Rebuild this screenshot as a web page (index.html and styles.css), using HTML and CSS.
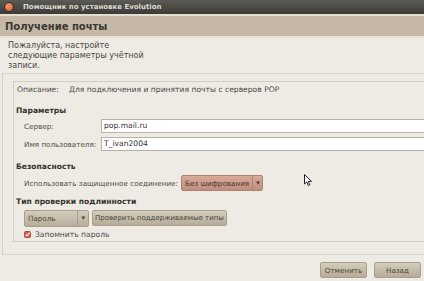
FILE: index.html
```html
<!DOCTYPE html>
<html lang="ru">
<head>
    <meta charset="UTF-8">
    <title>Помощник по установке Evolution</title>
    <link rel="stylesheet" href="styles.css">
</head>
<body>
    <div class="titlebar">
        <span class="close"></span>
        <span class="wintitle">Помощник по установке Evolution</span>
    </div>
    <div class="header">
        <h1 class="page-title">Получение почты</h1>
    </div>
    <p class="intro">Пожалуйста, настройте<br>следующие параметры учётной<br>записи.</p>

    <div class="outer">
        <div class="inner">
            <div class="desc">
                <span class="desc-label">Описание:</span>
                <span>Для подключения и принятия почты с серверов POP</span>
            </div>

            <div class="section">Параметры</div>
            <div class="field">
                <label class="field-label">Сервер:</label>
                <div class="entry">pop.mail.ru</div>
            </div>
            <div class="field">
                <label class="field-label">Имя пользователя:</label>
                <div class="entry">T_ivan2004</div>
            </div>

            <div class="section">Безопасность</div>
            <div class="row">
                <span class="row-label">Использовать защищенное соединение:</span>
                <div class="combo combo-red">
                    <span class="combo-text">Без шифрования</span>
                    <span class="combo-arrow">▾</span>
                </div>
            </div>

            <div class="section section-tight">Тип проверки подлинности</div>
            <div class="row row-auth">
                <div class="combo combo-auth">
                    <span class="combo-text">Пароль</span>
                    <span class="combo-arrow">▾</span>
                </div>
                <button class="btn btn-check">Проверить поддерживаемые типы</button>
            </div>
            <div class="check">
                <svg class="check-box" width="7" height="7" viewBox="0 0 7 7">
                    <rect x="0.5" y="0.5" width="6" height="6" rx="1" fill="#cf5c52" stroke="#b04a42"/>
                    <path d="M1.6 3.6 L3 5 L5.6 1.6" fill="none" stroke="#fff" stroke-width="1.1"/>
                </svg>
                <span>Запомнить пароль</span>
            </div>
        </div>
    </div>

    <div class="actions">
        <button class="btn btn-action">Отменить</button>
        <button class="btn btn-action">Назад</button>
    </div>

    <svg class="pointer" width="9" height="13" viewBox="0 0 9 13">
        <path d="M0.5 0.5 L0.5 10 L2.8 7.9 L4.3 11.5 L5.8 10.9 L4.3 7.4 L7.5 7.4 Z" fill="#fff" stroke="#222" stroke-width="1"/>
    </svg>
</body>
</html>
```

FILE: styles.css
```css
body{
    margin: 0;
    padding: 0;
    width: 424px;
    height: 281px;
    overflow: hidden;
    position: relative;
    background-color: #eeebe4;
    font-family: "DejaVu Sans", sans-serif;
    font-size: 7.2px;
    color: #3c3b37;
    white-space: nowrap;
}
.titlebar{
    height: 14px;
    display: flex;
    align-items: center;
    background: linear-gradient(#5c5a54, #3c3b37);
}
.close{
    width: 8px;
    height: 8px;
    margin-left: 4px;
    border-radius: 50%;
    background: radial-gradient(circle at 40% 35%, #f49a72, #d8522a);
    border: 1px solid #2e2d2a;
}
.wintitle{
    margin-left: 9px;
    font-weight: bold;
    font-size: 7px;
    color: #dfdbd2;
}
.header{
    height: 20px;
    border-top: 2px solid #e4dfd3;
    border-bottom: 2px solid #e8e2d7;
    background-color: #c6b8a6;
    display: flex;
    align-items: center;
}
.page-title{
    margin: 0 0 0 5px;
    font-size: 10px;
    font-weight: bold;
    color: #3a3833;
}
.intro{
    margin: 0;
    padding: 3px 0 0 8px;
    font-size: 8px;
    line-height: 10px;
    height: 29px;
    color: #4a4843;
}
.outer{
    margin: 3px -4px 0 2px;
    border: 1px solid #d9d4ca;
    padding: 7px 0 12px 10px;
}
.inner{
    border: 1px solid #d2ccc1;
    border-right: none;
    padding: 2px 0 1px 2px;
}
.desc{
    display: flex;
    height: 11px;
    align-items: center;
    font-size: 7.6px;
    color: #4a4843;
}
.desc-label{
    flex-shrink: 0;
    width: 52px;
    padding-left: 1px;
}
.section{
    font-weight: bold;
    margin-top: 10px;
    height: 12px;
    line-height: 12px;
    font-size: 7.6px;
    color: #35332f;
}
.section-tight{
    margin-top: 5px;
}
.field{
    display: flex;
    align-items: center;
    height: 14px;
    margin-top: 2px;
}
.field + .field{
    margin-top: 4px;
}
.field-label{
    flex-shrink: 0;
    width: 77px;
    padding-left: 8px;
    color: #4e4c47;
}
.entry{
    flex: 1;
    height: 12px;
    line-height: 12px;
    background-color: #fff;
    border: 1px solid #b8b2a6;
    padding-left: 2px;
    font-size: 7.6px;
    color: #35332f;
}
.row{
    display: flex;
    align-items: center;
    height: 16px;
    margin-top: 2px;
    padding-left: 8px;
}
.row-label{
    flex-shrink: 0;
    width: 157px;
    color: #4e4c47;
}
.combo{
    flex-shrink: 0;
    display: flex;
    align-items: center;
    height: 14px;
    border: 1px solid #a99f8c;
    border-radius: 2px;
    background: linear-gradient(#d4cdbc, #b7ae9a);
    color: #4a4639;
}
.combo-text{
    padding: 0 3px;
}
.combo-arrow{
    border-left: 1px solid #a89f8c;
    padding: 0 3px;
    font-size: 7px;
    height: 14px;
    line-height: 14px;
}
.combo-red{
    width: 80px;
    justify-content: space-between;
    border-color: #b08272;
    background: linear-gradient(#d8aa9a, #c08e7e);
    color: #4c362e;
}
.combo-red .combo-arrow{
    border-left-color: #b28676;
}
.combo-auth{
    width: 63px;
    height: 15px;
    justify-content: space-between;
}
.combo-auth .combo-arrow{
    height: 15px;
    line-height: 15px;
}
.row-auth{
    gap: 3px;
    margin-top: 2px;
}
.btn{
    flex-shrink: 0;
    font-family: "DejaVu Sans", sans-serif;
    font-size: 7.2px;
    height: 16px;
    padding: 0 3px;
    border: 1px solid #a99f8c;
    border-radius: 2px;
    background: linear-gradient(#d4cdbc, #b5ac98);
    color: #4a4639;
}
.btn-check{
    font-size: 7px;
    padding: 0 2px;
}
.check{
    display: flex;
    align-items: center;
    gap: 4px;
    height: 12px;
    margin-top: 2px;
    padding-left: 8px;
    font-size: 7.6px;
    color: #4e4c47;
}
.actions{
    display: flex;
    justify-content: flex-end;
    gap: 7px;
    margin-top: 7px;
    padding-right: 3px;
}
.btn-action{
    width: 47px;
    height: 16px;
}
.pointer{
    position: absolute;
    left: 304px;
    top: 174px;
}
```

◆ ◆ ◆ ◆

◆ WHAT TO WORK ON ◆
Make an exact copy of all the material, but keep the pictures out of it.

◆ EXPECTED ANSWER ◆
Rebuild this screenshot as a web page (index.html and styles.css), using HTML and CSS.
FILE: index.html
```html
<!DOCTYPE html>
<html lang="ru">
<head>
    <meta charset="UTF-8">
    <title>Помощник по установке Evolution</title>
    <link rel="stylesheet" href="styles.css">
</head>
<body>
    <div class="titlebar">
        <span class="close"></span>
        <span class="wintitle">Помощник по установке Evolution</span>
    </div>
    <div class="header">
        <h1 class="page-title">Получение почты</h1>
    </div>
    <p class="intro">Пожалуйста, настройте<br>следующие параметры учётной<br>записи.</p>

    <div class="outer">
        <div class="inner">
            <div class="desc">
                <span class="desc-label">Описание:</span>
                <span>Для подключения и принятия почты с серверов POP</span>
            </div>

            <div class="section">Параметры</div>
            <div class="field">
                <label class="field-label">Сервер:</label>
                <div class="entry">pop.mail.ru</div>
            </div>
            <div class="field">
                <label class="field-label">Имя пользователя:</label>
                <div class="entry">T_ivan2004</div>
            </div>

            <div class="section">Безопасность</div>
            <div class="row">
                <span class="row-label">Использовать защищенное соединение:</span>
                <div class="combo combo-red">
                    <span class="combo-text">Без шифрования</span>
                    <span class="combo-arrow">▾</span>
                </div>
            </div>

            <div class="section section-tight">Тип проверки подлинности</div>
            <div class="row row-auth">
                <div class="combo combo-auth">
                    <span class="combo-text">Пароль</span>
                    <span class="combo-arrow">▾</span>
                </div>
                <button class="btn btn-check">Проверить поддерживаемые типы</button>
            </div>
            <div class="check">
                <svg class="check-box" width="7" height="7" viewBox="0 0 7 7">
                    <rect x="0.5" y="0.5" width="6" height="6" rx="1" fill="#cf5c52" stroke="#b04a42"/>
                    <path d="M1.6 3.6 L3 5 L5.6 1.6" fill="none" stroke="#fff" stroke-width="1.1"/>
                </svg>
                <span>Запомнить пароль</span>
            </div>
        </div>
    </div>

    <div class="actions">
        <button class="btn btn-action">Отменить</button>
        <button class="btn btn-action">Назад</button>
    </div>

    <svg class="pointer" width="9" height="13" viewBox="0 0 9 13">
        <path d="M0.5 0.5 L0.5 10 L2.8 7.9 L4.3 11.5 L5.8 10.9 L4.3 7.4 L7.5 7.4 Z" fill="#fff" stroke="#222" stroke-width="1"/>
    </svg>
</body>
</html>
```

FILE: styles.css
```css
body{
    margin: 0;
    padding: 0;
    width: 424px;
    height: 281px;
    overflow: hidden;
    position: relative;
    background-color: #eeebe4;
    font-family: "DejaVu Sans", sans-serif;
    font-size: 7.2px;
    color: #3c3b37;
    white-space: nowrap;
}
.titlebar{
    height: 14px;
    display: flex;
    align-items: center;
    background: linear-gradient(#5c5a54, #3c3b37);
}
.close{
    width: 8px;
    height: 8px;
    margin-left: 4px;
    border-radius: 50%;
    background: radial-gradient(circle at 40% 35%, #f49a72, #d8522a);
    border: 1px solid #2e2d2a;
}
.wintitle{
    margin-left: 9px;
    font-weight: bold;
    font-size: 7px;
    color: #dfdbd2;
}
.header{
    height: 20px;
    border-top: 2px solid #e4dfd3;
    border-bottom: 2px solid #e8e2d7;
    background-color: #c6b8a6;
    display: flex;
    align-items: center;
}
.page-title{
    margin: 0 0 0 5px;
    font-size: 10px;
    font-weight: bold;
    color: #3a3833;
}
.intro{
    margin: 0;
    padding: 3px 0 0 8px;
    font-size: 8px;
    line-height: 10px;
    height: 29px;
    color: #4a4843;
}
.outer{
    margin: 3px -4px 0 2px;
    border: 1px solid #d9d4ca;
    padding: 7px 0 12px 10px;
}
.inner{
    border: 1px solid #d2ccc1;
    border-right: none;
    padding: 2px 0 1px 2px;
}
.desc{
    display: flex;
    height: 11px;
    align-items: center;
    font-size: 7.6px;
    color: #4a4843;
}
.desc-label{
    flex-shrink: 0;
    width: 52px;
    padding-left: 1px;
}
.section{
    font-weight: bold;
    margin-top: 10px;
    height: 12px;
    line-height: 12px;
    font-size: 7.6px;
    color: #35332f;
}
.section-tight{
    margin-top: 5px;
}
.field{
    display: flex;
    align-items: center;
    height: 14px;
    margin-top: 2px;
}
.field + .field{
    margin-top: 4px;
}
.field-label{
    flex-shrink: 0;
    width: 77px;
    padding-left: 8px;
    color: #4e4c47;
}
.entry{
    flex: 1;
    height: 12px;
    line-height: 12px;
    background-color: #fff;
    border: 1px solid #b8b2a6;
    padding-left: 2px;
    font-size: 7.6px;
    color: #35332f;
}
.row{
    display: flex;
    align-items: center;
    height: 16px;
    margin-top: 2px;
    padding-left: 8px;
}
.row-label{
    flex-shrink: 0;
    width: 157px;
    color: #4e4c47;
}
.combo{
    flex-shrink: 0;
    display: flex;
    align-items: center;
    height: 14px;
    border: 1px solid #a99f8c;
    border-radius: 2px;
    background: linear-gradient(#d4cdbc, #b7ae9a);
    color: #4a4639;
}
.combo-text{
    padding: 0 3px;
}
.combo-arrow{
    border-left: 1px solid #a89f8c;
    padding: 0 3px;
    font-size: 7px;
    height: 14px;
    line-height: 14px;
}
.combo-red{
    width: 80px;
    justify-content: space-between;
    border-color: #b08272;
    background: linear-gradient(#d8aa9a, #c08e7e);
    color: #4c362e;
}
.combo-red .combo-arrow{
    border-left-color: #b28676;
}
.combo-auth{
    width: 63px;
    height: 15px;
    justify-content: space-between;
}
.combo-auth .combo-arrow{
    height: 15px;
    line-height: 15px;
}
.row-auth{
    gap: 3px;
    margin-top: 2px;
}
.btn{
    flex-shrink: 0;
    font-family: "DejaVu Sans", sans-serif;
    font-size: 7.2px;
    height: 16px;
    padding: 0 3px;
    border: 1px solid #a99f8c;
    border-radius: 2px;
    background: linear-gradient(#d4cdbc, #b5ac98);
    color: #4a4639;
}
.btn-check{
    font-size: 7px;
    padding: 0 2px;
}
.check{
    display: flex;
    align-items: center;
    gap: 4px;
    height: 12px;
    margin-top: 2px;
    padding-left: 8px;
    font-size: 7.6px;
    color: #4e4c47;
}
.actions{
    display: flex;
    justify-content: flex-end;
    gap: 7px;
    margin-top: 7px;
    padding-right: 3px;
}
.btn-action{
    width: 47px;
    height: 16px;
}
.pointer{
    position: absolute;
    left: 304px;
    top: 174px;
}
```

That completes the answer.